Supercomputer aids Parkinsons disease discovery
Using the Jaguar supercomputer at Oak Ridge National Laboratory (ORNL), researchers at North Carolina State University in the USA have figured out how copper induces misfolding in the protein associated with Parkinson’s disease, leading to creation of the fibrillar plaques which characterise the disease. This finding has implications for the study of Parkinson’s progression, as well as for future treatments.
The protein in question, alpha-synuclein, is the major component of fibrillar plaques found in Parkinson’s patients. Researchers had already discovered that certain metals, including copper, could increase the rate of misfolding by binding with the protein, but were unsure of the mechanism by which this binding took place.
‘We knew that the copper was interacting with a certain section of the protein, but we didn’t have a model for what was happening on the atomic level,’ said Frisco Rose, lead author of the paper describing the research. ‘Think of a huge swing set, with kids all swinging and holding hands—that’s the protein. Copper is a kid who wants a swing. There are a number of ways that copper could grab a swing, or bind to the protein, and each of those ways would affect all of the other kids on the swing set differently. We wanted to find the specific binding process that leads to misfolding.’

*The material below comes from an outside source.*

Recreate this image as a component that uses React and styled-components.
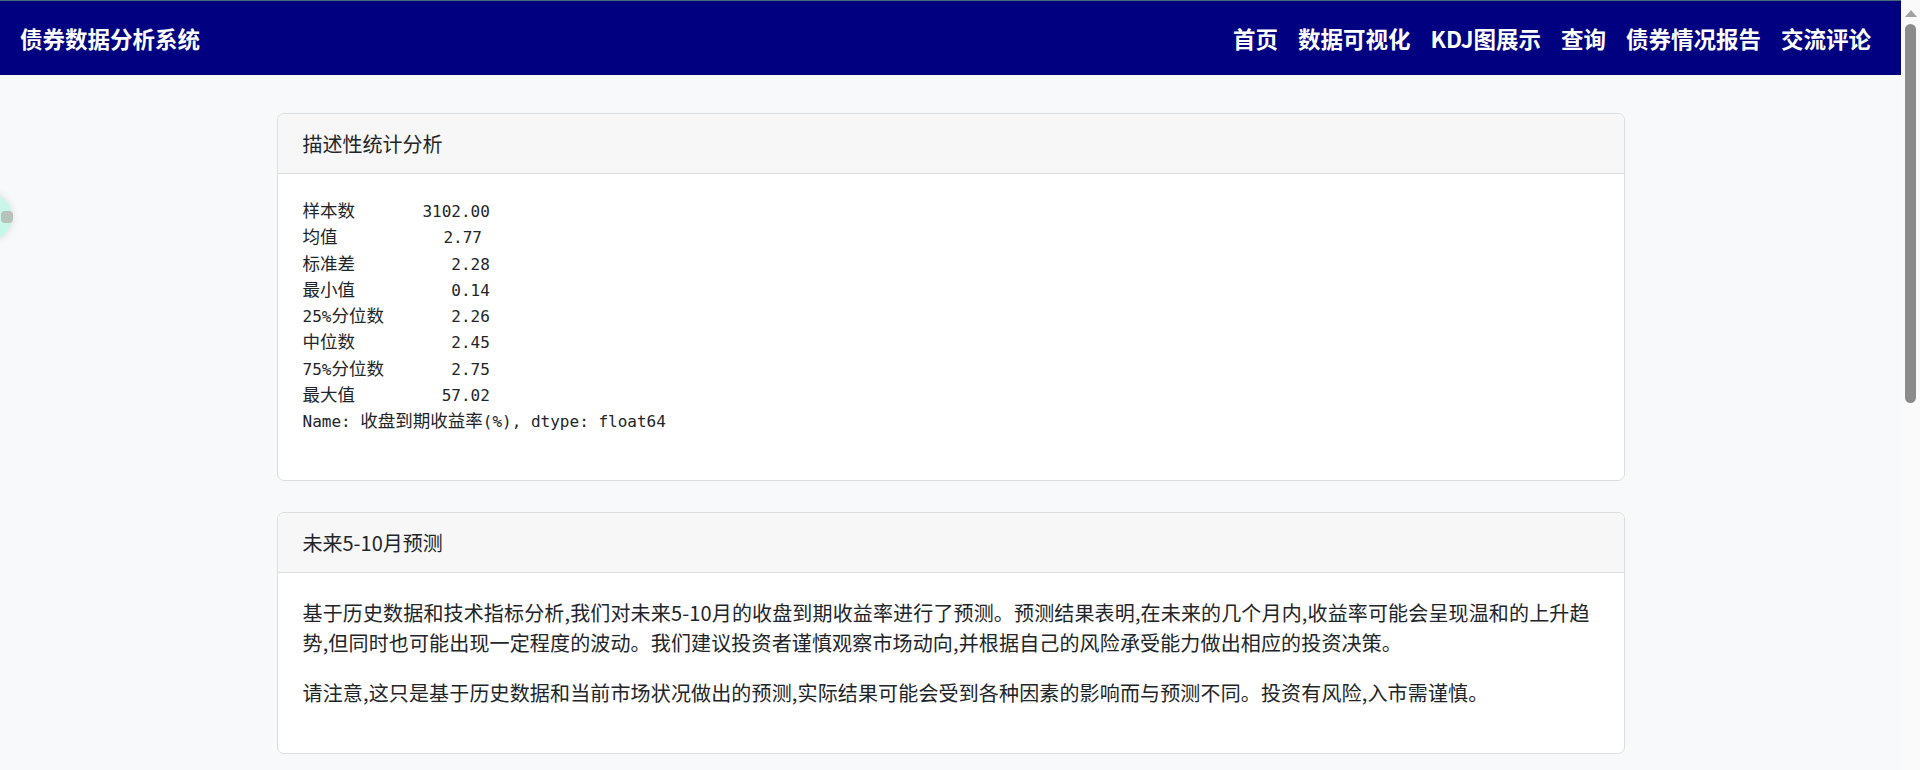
import React from "react";
import styled, { createGlobalStyle } from "styled-components";

const GlobalStyle = createGlobalStyle`
  body {
    margin: 0;
    background-color: #f8f9fa;
    color: #212529;
    font-family: "Noto Sans CJK SC", "Noto Sans", sans-serif;
  }
`

// 页面宽度留出右侧滚动条的位置
const Page = styled.div`
  margin-right: 19px;
`

const Navbar = styled.nav`
  display: flex;
  align-items: center;
  justify-content: space-between;
  height: 74px;
  padding: 0 20px;
  background-color: #000080;
  border-top: 1px solid #3d6b78;
`

const Brand = styled.a`
  color: #ffffff;
  font-size: 22.5px;
  font-weight: 700;
  text-decoration: none;
`

const NavLinks = styled.div`
  display: flex;
`

const NavLink = styled.a`
  padding: 0 10px;
  color: #ffffff;
  font-size: 22.5px;
  font-weight: 700;
  text-decoration: none;
  cursor: pointer;
`

const Main = styled.main`
  min-height: 1395px;
  padding-top: 38px;
`

const Container = styled.div`
  width: 1348px;
  margin: 0 auto;
`

const Card = styled.div`
  background-color: #ffffff;
  border: 1px solid #dcdddf;
  border-radius: 7px;
  margin-bottom: 31px;
  overflow: hidden;
`

const CardHeader = styled.div`
  padding: 14.5px 25px;
  font-size: 20px;
  line-height: 30px;
  background-color: #f7f7f7;
  border-bottom: 1px solid #dcdddf;
`

const CardBody = styled.div`
  padding: 25px;
`

const Pre = styled.pre`
  margin: 0 0 20px;
  font-family: "DejaVu Sans Mono", "Liberation Mono", "Noto Sans CJK SC", monospace;
  font-size: 16px;
  line-height: 26.25px;
  color: #212529;
`

const Wide = styled.span`
  font-family: "Noto Sans CJK SC", sans-serif;
  font-size: 17.5px;
  line-height: 1;
`

const Text = styled.p`
  margin: 0 0 20px;
  font-size: 20px;
  line-height: 30px;
  letter-spacing: 0.15px;
`

const Bubble = styled.div`
  position: fixed;
  left: -36px;
  top: 193px;
  width: 48px;
  height: 48px;
  border-radius: 50%;
  background-color: #c8f7e7;
  box-shadow: 0 0 8px rgba(0, 0, 0, 0.12);
  display: flex;
  align-items: center;
  justify-content: flex-end;
`

const BubbleIcon = styled.span`
  width: 12px;
  height: 12px;
  margin-right: -1px;
  border-radius: 4px;
  background-color: #b7c2bd;
`

const ScrollTrack = styled.div`
  position: fixed;
  top: 1px;
  right: 0;
  bottom: 0;
  width: 19px;
  background-color: #fafafa;
  display: flex;
  flex-direction: column;
  align-items: center;
`

const ScrollArrow = styled.span`
  margin-top: 9px;
  width: 0;
  height: 0;
  border-left: 6px solid transparent;
  border-right: 6px solid transparent;
  border-bottom: 7px solid #a3a3a3;
`

const ScrollThumb = styled.span`
  margin-top: 7px;
  width: 11px;
  height: 379px;
  border-radius: 6px;
  background-color: #8b8b8b;
`

const navItems = ["首页", "数据可视化", "KDJ图展示", "查询", "债券情况报告", "交流评论"]

const stats = [
  ["样本数", "3102.00"],
  ["均值", "2.77"],
  ["标准差", "2.28"],
  ["最小值", "0.14"],
  ["25%分位数", "2.26"],
  ["中位数", "2.45"],
  ["75%分位数", "2.75"],
  ["最大值", "57.02"],
]

// pandas 风格的对齐: 标签补到6位, 再空4格, 数值右对齐到7位
const statLines = stats.map(([label, value]) =>
  label + " ".repeat(6 - label.length + 4 + 7 - value.length) + value
)
statLines.push("Name: 收盘到期收益率(%), dtype: float64")

const MonoLine = ({ text }) =>
  text.split(/([\u4e00-\u9fff]+)/).map((part, i) =>
    /[\u4e00-\u9fff]/.test(part) ? <Wide key={i}>{part}</Wide> : part
  )

export default function App() {
  return (
    <>
      <GlobalStyle />
      <Page>
        <Navbar>
          <Brand>债券数据分析系统</Brand>
          <NavLinks>
            {navItems.map((item) => (
              <NavLink key={item}>{item}</NavLink>
            ))}
          </NavLinks>
        </Navbar>
        <Main>
          <Container>
            <Card>
              <CardHeader>描述性统计分析</CardHeader>
              <CardBody>
                <Pre>
                  {statLines.map((line, i) => (
                    <React.Fragment key={i}>
                      <MonoLine text={line} />
                      {"\n"}
                    </React.Fragment>
                  ))}
                </Pre>
              </CardBody>
            </Card>
            <Card>
              <CardHeader>未来5-10月预测</CardHeader>
              <CardBody>
                <Text>
                  基于历史数据和技术指标分析,我们对未来5-10月的收盘到期收益率进行了预测。预测结果表明,在未来的几个月内,收益率可能会呈现温和的上升趋势,但同时也可能出现一定程度的波动。我们建议投资者谨慎观察市场动向,并根据自己的风险承受能力做出相应的投资决策。
                </Text>
                <Text>
                  请注意,这只是基于历史数据和当前市场状况做出的预测,实际结果可能会受到各种因素的影响而与预测不同。投资有风险,入市需谨慎。
                </Text>
              </CardBody>
            </Card>
          </Container>
        </Main>
      </Page>
      <Bubble>
        <BubbleIcon />
      </Bubble>
      <ScrollTrack>
        <ScrollArrow />
        <ScrollThumb />
      </ScrollTrack>
    </>
  )
}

Rose and North Carolina State colleagues Miroslav Hodak, research assistant professor of physics, and Jerzy Bernholc, Drexel professor of Physics and director of the Center for High Performance Simulation, developed a series of computer simulations designed to ferret out the most likely binding scenario. According to Hodak, the team simulated the interactions of hundreds of thousands of atoms, which required multiple hundred thousand CPU-hour runs to study the onset of misfolding and the dynamics of the partially misfolded structures.
The number of calculations was so large that Hodak and Bernholc had to devise a new method to make it possible for a computer to process them. Only supercomputers like Jaguar, the most powerful supercomputer at ORNL—and within the United States—were suitable and the simulations finally revealed the binding configuration most likely to result in misfolding.
Their results appear in the 14 June edition of Nature Scientific Reports.